-- TASK OBJECTIVE --
Work out how many lines include "page" and answer with that number only.
╭──
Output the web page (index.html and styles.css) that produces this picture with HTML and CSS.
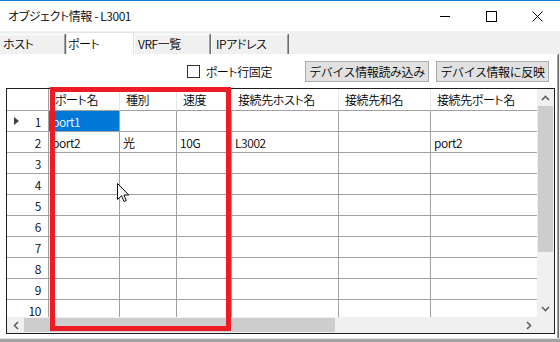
FILE: index.html
```html
<!DOCTYPE html>
<html>
<head>
  <title>オブジェクト情報 - L3001</title>
  <link rel="stylesheet" href="styles.css">
</head>
<body>
  <div class="window">
    <div class="titlebar">
      <span class="title">オブジェクト情報 - L3001</span>
      <div class="controls">
        <span class="ctl"><span class="ctl-min"></span></span>
        <span class="ctl"><span class="ctl-max"></span></span>
        <span class="ctl">
          <svg width="11" height="11" viewBox="0 0 11 11"><path d="M0.5 0.5 L10.5 10.5 M10.5 0.5 L0.5 10.5" stroke="#000" stroke-width="1"/></svg>
        </span>
      </div>
    </div>

    <div class="tabs">
      <div class="tab tab-host">ホスト</div>
      <div class="tab tab-port active">ポート</div>
      <div class="tab tab-vrf">VRF一覧</div>
      <div class="tab tab-ip">IPアドレス</div>
    </div>

    <div class="panel">
      <div class="toolbar">
        <label class="check"><span class="box"></span>ポート行固定</label>
        <button type="button" class="btn btn-load">デバイス情報読み込み</button>
        <button type="button" class="btn btn-apply">デバイス情報に反映</button>
      </div>

      <div class="grid">
        <div class="cells">
          <div class="row head">
            <div class="rh"></div>
            <div class="c">ポート名</div>
            <div class="c">種別</div>
            <div class="c">速度</div>
            <div class="c">接続先ホスト名</div>
            <div class="c">接続先和名</div>
            <div class="c">接続先ポート名</div>
          </div>
          <div class="row">
            <div class="rh"><span class="current"></span>1</div>
            <div class="c sel">port1</div>
            <div class="c"></div>
            <div class="c"></div>
            <div class="c"></div>
            <div class="c"></div>
            <div class="c"></div>
          </div>
          <div class="row">
            <div class="rh">2</div>
            <div class="c">port2</div>
            <div class="c">光</div>
            <div class="c">10G</div>
            <div class="c">L3002</div>
            <div class="c"></div>
            <div class="c">port2</div>
          </div>
          <div class="row"><div class="rh">3</div><div class="c"></div><div class="c"></div><div class="c"></div><div class="c"></div><div class="c"></div><div class="c"></div></div>
          <div class="row"><div class="rh">4</div><div class="c"></div><div class="c"></div><div class="c"></div><div class="c"></div><div class="c"></div><div class="c"></div></div>
          <div class="row"><div class="rh">5</div><div class="c"></div><div class="c"></div><div class="c"></div><div class="c"></div><div class="c"></div><div class="c"></div></div>
          <div class="row"><div class="rh">6</div><div class="c"></div><div class="c"></div><div class="c"></div><div class="c"></div><div class="c"></div><div class="c"></div></div>
          <div class="row"><div class="rh">7</div><div class="c"></div><div class="c"></div><div class="c"></div><div class="c"></div><div class="c"></div><div class="c"></div></div>
          <div class="row"><div class="rh">8</div><div class="c"></div><div class="c"></div><div class="c"></div><div class="c"></div><div class="c"></div><div class="c"></div></div>
          <div class="row"><div class="rh">9</div><div class="c"></div><div class="c"></div><div class="c"></div><div class="c"></div><div class="c"></div><div class="c"></div></div>
          <div class="row"><div class="rh">10</div><div class="c"></div><div class="c"></div><div class="c"></div><div class="c"></div><div class="c"></div><div class="c"></div></div>
        </div>

        <div class="vscroll">
          <span class="sb-btn">
            <svg width="9" height="6" viewBox="0 0 9 6"><path d="M1 5 L4.5 1.5 L8 5" fill="none" stroke="#606060" stroke-width="1.6"/></svg>
          </span>
          <span class="vthumb"></span>
          <span class="sb-fill"></span>
          <span class="sb-btn">
            <svg width="9" height="6" viewBox="0 0 9 6"><path d="M1 1 L4.5 4.5 L8 1" fill="none" stroke="#606060" stroke-width="1.6"/></svg>
          </span>
        </div>

        <div class="hscroll">
          <span class="sb-btn">
            <svg width="6" height="9" viewBox="0 0 6 9"><path d="M5 1 L1.5 4.5 L5 8" fill="none" stroke="#606060" stroke-width="1.6"/></svg>
          </span>
          <span class="hthumb"></span>
          <span class="sb-fill"></span>
          <span class="sb-btn">
            <svg width="6" height="9" viewBox="0 0 6 9"><path d="M1 1 L4.5 4.5 L1 8" fill="none" stroke="#606060" stroke-width="1.6"/></svg>
          </span>
        </div>

        <div class="corner"></div>
      </div>
    </div>

    <div class="bottom"></div>

    <div class="highlight"></div>
    <svg class="cursor" width="13" height="20" viewBox="0 0 13 20">
      <path d="M0.5 0.5 L0.5 16.5 L4.5 12.8 L7 18.5 L9.3 17.5 L6.9 12 L11.8 12 Z" fill="#fff" stroke="#000" stroke-width="1"/>
    </svg>
  </div>
</body>
</html>
```

FILE: styles.css
```css
* {
  box-sizing: border-box;
}

body {
  margin: 0;
  width: 560px;
  height: 342px;
  overflow: hidden;
  font-family: "Noto Sans CJK JP", "Noto Sans", sans-serif;
  font-feature-settings: "palt";
  font-weight: 350;
  font-size: 12px;
  letter-spacing: -0.4px;
  color: #000;
}

.window {
  position: relative;
  width: 560px;
  height: 342px;
  display: flex;
  flex-direction: column;
  background: #f0f0f0;
}

/* title bar */
.titlebar {
  height: 31px;
  background: #fff;
  border-top: 1px solid #1a7fd4;
  display: flex;
  align-items: center;
}

.title {
  padding-left: 8px;
  padding-bottom: 1px;
}

.controls {
  margin-left: auto;
  display: flex;
  height: 100%;
}

.ctl {
  width: 46px;
  display: flex;
  align-items: center;
  justify-content: center;
}

.ctl-min {
  width: 10px;
  height: 1px;
  background: #000;
}

.ctl-max {
  width: 11px;
  height: 11px;
  border: 1px solid #000;
}

/* tabs */
.tabs {
  height: 23px;
  display: flex;
  align-items: flex-end;
}

.tab {
  height: 20px;
  padding-left: 3px;
  line-height: 18px;
  background: #f0f0f0;
  border-top: 1px solid #fff;
  border-left: 1px solid #fff;
  border-right: 1px solid #a0a0a0;
  box-shadow: 1px 0 0 #6d6d6d;
}

.tab-host {
  width: 65px;
  border-left: none;
}

.tab-port {
  width: 68px;
  margin-left: 1px;
}

.tab-vrf {
  width: 76px;
  margin-left: 1px;
}

.tab-ip {
  width: 77px;
  margin-left: 1px;
  padding-left: 4px;
}

.tab.active {
  height: 22px;
  line-height: 22px;
  padding-left: 1px;
  background: #fff;
  border-top: 1px solid #e3e3e3;
  border-left: 1px solid #e3e3e3;
  border-right: 1px solid #e3e3e3;
  box-shadow: none;
  margin-right: -1px;
}

/* page */
.panel {
  height: 284px;
  background: #fff;
  border-top: 1px solid #fff;
  border-right: 1px solid #a0a0a0;
  box-shadow: 1px 0 0 #6d6d6d;
  margin-right: 2px;
}

.toolbar {
  height: 33px;
  display: flex;
  align-items: center;
  justify-content: flex-end;
  padding-right: 8px;
  padding-bottom: 1px;
}

.check {
  display: flex;
  align-items: center;
  margin-right: 33px;
}

.box {
  width: 13px;
  height: 13px;
  border: 1px solid #333;
  background: #fff;
  margin-right: 6px;
}

.btn {
  height: 21px;
  padding: 0;
  font-family: inherit;
  font-weight: inherit;
  letter-spacing: inherit;
  font-size: 12px;
  background: #e1e1e1;
  border: 1px solid #adadad;
  color: #000;
}

.btn-load {
  width: 124px;
  margin-right: 7px;
}

.btn-apply {
  width: 113px;
}

/* data grid */
.grid {
  margin-left: 6px;
  width: 549px;
  height: 246px;
  border: 1px solid #1e1e1e;
  display: grid;
  grid-template-columns: 530px 17px;
  grid-template-rows: 228px 16px;
  background: #fff;
}

.cells {
  overflow: hidden;
}

.row {
  display: grid;
  grid-template-columns: 42px 71px 57px 55px 107px 92px 107px;
  height: 21px;
}

.row > div {
  display: flex;
  align-items: center;
  white-space: nowrap;
  overflow: hidden;
  border-bottom: 1px solid #a0a0a0;
  border-right: 1px solid #a0a0a0;
}

.c {
  padding-left: 3px;
}

.rh {
  justify-content: flex-end;
  padding-right: 7px;
  position: relative;
}

.current {
  position: absolute;
  left: 7px;
  top: 6px;
  border-left: 5px solid #404040;
  border-top: 4px solid transparent;
  border-bottom: 4px solid transparent;
}

.row.head {
  height: 22px;
}

.row.head .c {
  padding-left: 6px;
  border-right-color: #e6e6e6;
}

.sel {
  background: #0078d7;
  color: #fff;
}

/* scroll bars */
.vscroll,
.hscroll {
  background: #f0f0f0;
  display: flex;
}

.vscroll {
  flex-direction: column;
}

.sb-btn {
  flex: 0 0 17px;
  display: flex;
  align-items: center;
  justify-content: center;
}

.sb-fill {
  flex: 1;
}

.vthumb {
  height: 146px;
  margin: 0 1px;
  background: #cdcdcd;
}

.hthumb {
  width: 311px;
  margin: 1px 0;
  background: #cdcdcd;
}

.corner {
  background: #f0f0f0;
}

.bottom {
  flex: 1;
  background: #a3a3a3;
  border-top: 1px solid #e3e3e3;
}

/* overlays */
.highlight {
  position: absolute;
  left: 50px;
  top: 87px;
  width: 181px;
  height: 244px;
  border: 5px solid #ed1c24;
}

.cursor {
  position: absolute;
  left: 117px;
  top: 183px;
}
```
╰──
-- OUTPUT --
2